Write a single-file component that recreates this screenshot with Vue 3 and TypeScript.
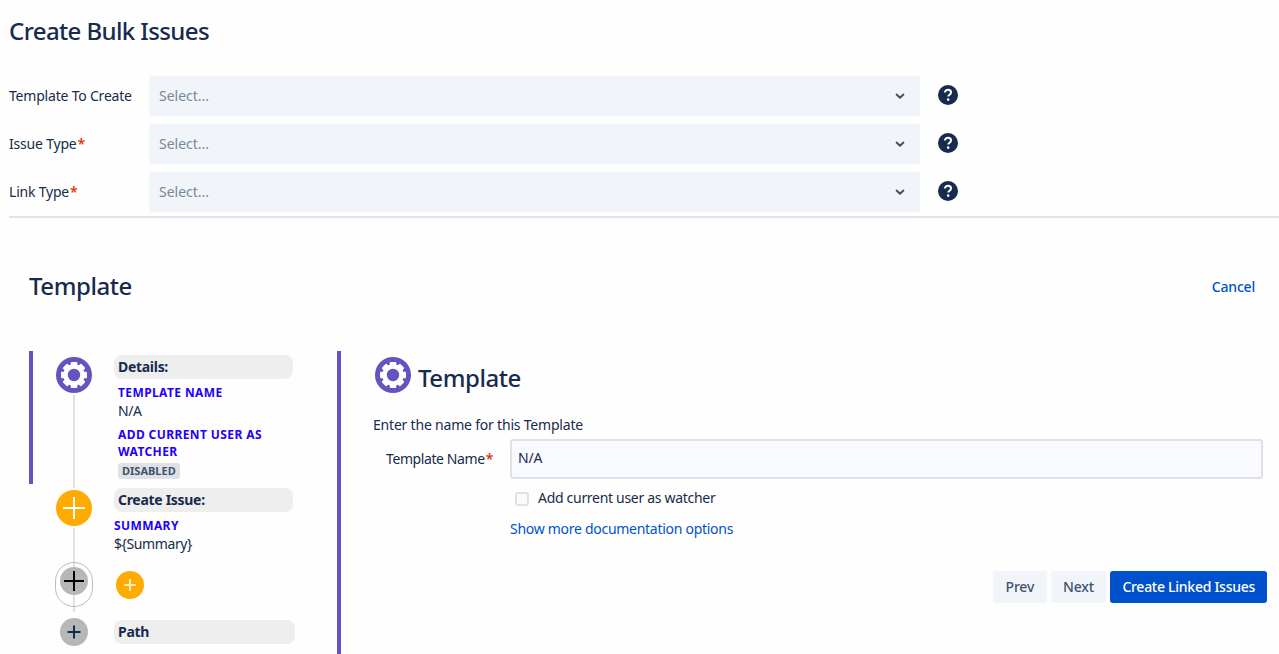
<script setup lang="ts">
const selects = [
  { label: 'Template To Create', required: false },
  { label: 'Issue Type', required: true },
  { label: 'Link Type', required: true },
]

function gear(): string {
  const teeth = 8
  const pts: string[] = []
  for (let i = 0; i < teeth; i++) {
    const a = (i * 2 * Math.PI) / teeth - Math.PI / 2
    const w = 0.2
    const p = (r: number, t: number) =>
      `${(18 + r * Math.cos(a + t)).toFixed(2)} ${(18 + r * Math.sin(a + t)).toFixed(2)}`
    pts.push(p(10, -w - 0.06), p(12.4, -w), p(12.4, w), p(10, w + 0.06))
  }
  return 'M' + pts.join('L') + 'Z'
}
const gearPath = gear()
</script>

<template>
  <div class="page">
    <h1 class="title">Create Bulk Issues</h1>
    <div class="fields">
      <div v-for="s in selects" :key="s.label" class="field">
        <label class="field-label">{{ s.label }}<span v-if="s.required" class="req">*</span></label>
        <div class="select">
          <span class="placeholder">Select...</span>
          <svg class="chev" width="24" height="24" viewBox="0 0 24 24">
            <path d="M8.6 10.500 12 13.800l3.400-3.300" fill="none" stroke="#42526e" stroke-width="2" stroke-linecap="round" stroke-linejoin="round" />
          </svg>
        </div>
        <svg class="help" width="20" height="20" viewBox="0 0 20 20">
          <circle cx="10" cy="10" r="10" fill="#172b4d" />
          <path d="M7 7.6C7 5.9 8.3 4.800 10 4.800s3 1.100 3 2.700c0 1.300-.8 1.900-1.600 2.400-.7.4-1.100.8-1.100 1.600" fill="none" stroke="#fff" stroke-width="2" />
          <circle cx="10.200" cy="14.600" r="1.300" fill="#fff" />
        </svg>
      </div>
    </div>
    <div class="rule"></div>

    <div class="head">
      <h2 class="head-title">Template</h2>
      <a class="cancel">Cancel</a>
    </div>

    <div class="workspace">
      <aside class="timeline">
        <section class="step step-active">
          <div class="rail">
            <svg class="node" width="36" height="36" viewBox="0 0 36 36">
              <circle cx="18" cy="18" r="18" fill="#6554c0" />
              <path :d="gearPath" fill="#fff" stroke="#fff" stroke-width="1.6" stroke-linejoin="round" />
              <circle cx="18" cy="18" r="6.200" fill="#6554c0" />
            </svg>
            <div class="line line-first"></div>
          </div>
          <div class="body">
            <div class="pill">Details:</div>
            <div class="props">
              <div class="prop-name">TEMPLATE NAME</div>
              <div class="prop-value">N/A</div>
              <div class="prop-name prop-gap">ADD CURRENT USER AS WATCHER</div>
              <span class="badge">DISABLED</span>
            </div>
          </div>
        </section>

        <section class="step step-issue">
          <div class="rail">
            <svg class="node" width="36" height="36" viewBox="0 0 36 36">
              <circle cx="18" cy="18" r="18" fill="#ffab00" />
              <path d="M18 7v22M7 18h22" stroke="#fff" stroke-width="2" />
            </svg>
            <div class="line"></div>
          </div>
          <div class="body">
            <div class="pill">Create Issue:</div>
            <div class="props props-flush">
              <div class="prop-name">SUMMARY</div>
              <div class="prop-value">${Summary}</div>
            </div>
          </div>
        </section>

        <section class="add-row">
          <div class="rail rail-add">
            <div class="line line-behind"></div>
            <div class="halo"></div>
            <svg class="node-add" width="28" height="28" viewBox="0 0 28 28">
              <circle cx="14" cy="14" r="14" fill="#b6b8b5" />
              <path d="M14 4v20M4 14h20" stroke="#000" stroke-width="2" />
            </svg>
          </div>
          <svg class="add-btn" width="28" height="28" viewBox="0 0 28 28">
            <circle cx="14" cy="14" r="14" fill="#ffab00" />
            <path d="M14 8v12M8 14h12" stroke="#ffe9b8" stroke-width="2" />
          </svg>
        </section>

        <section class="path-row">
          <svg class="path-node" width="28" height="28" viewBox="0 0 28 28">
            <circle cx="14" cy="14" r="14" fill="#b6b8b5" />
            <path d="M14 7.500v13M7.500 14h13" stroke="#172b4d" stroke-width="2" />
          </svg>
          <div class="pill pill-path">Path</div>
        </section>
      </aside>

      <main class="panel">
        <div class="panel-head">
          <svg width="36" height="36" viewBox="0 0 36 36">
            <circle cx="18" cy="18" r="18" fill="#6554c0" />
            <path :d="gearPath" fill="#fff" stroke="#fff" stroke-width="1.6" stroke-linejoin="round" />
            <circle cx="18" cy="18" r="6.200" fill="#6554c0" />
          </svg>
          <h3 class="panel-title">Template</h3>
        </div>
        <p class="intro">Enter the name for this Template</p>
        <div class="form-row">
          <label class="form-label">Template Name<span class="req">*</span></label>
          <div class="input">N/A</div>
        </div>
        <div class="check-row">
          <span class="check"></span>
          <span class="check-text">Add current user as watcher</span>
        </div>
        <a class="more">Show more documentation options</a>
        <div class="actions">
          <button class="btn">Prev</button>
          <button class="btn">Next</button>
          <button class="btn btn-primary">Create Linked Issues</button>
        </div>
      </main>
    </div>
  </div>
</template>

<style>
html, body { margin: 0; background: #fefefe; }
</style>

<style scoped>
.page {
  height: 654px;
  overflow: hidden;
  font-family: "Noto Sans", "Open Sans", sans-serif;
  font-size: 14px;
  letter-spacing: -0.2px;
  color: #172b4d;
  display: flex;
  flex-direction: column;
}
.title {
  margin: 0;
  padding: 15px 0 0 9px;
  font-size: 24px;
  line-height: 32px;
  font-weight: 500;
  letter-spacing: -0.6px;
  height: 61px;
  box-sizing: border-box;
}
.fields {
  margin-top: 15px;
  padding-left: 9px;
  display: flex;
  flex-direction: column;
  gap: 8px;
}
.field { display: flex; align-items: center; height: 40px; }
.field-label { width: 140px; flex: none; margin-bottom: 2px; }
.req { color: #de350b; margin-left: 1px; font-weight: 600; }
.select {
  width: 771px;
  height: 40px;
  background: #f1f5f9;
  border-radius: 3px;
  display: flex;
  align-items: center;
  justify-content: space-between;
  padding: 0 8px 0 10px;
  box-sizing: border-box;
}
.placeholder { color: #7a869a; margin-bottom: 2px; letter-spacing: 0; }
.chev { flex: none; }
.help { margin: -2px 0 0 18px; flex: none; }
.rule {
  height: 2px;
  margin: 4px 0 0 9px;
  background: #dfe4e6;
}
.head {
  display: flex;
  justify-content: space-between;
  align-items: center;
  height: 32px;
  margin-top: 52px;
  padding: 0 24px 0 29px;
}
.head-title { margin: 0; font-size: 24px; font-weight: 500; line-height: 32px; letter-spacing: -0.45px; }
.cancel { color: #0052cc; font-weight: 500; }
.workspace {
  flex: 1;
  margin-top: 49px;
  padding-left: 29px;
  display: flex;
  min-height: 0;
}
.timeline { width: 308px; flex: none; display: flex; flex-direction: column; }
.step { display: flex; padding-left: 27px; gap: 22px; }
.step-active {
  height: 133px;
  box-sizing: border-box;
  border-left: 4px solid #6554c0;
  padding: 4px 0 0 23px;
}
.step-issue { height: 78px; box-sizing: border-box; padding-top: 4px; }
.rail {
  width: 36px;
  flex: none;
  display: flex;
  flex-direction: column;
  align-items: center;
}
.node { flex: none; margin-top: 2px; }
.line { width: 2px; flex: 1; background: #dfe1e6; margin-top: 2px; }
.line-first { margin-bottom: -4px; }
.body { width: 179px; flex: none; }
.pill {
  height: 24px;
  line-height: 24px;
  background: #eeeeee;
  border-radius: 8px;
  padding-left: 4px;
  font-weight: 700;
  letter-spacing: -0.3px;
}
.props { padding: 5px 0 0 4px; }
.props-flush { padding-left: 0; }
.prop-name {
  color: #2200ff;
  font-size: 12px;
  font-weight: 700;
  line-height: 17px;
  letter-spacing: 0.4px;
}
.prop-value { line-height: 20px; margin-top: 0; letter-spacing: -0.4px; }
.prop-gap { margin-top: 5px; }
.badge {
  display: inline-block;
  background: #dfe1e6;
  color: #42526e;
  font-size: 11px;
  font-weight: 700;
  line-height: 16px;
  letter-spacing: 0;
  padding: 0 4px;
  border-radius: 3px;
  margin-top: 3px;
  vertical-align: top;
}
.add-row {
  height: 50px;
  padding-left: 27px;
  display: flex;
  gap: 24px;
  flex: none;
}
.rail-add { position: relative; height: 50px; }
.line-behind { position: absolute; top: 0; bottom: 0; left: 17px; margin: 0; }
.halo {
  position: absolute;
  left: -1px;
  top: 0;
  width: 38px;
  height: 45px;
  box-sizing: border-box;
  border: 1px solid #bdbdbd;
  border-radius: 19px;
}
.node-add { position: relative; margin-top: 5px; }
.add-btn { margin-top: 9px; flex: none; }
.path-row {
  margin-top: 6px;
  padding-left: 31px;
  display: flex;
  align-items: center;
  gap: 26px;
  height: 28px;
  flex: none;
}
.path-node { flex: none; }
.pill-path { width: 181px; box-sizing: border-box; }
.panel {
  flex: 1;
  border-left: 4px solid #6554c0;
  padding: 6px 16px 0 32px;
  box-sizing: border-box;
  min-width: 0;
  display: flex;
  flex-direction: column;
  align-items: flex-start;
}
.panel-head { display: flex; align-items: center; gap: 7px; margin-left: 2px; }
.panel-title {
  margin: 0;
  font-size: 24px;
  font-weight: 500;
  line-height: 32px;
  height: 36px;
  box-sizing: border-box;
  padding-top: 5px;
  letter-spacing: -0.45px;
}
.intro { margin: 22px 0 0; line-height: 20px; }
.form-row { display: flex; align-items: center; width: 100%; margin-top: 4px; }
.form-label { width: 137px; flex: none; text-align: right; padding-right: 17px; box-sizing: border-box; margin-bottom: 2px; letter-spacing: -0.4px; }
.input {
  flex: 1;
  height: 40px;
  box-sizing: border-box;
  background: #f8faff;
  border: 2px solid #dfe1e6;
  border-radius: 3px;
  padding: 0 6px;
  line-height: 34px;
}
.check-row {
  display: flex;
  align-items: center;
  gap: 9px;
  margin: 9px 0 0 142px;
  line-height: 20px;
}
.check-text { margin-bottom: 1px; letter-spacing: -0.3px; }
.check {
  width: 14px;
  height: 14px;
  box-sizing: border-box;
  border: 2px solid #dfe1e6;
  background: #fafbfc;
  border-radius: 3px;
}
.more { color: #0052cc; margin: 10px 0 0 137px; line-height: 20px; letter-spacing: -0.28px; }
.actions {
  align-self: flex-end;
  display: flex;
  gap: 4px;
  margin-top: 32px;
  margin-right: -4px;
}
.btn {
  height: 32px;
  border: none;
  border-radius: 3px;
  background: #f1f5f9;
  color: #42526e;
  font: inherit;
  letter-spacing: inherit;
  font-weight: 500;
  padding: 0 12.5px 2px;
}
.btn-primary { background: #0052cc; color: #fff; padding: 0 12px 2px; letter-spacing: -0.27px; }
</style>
^^^^^^^^^^^^^^^^
**JOB**
Show each line of the data that contains the string "this".

**FULL ANSWER**
Write a single-file component that recreates this screenshot with Vue 3 and TypeScript.
        <p class="intro">Enter the name for this Template</p>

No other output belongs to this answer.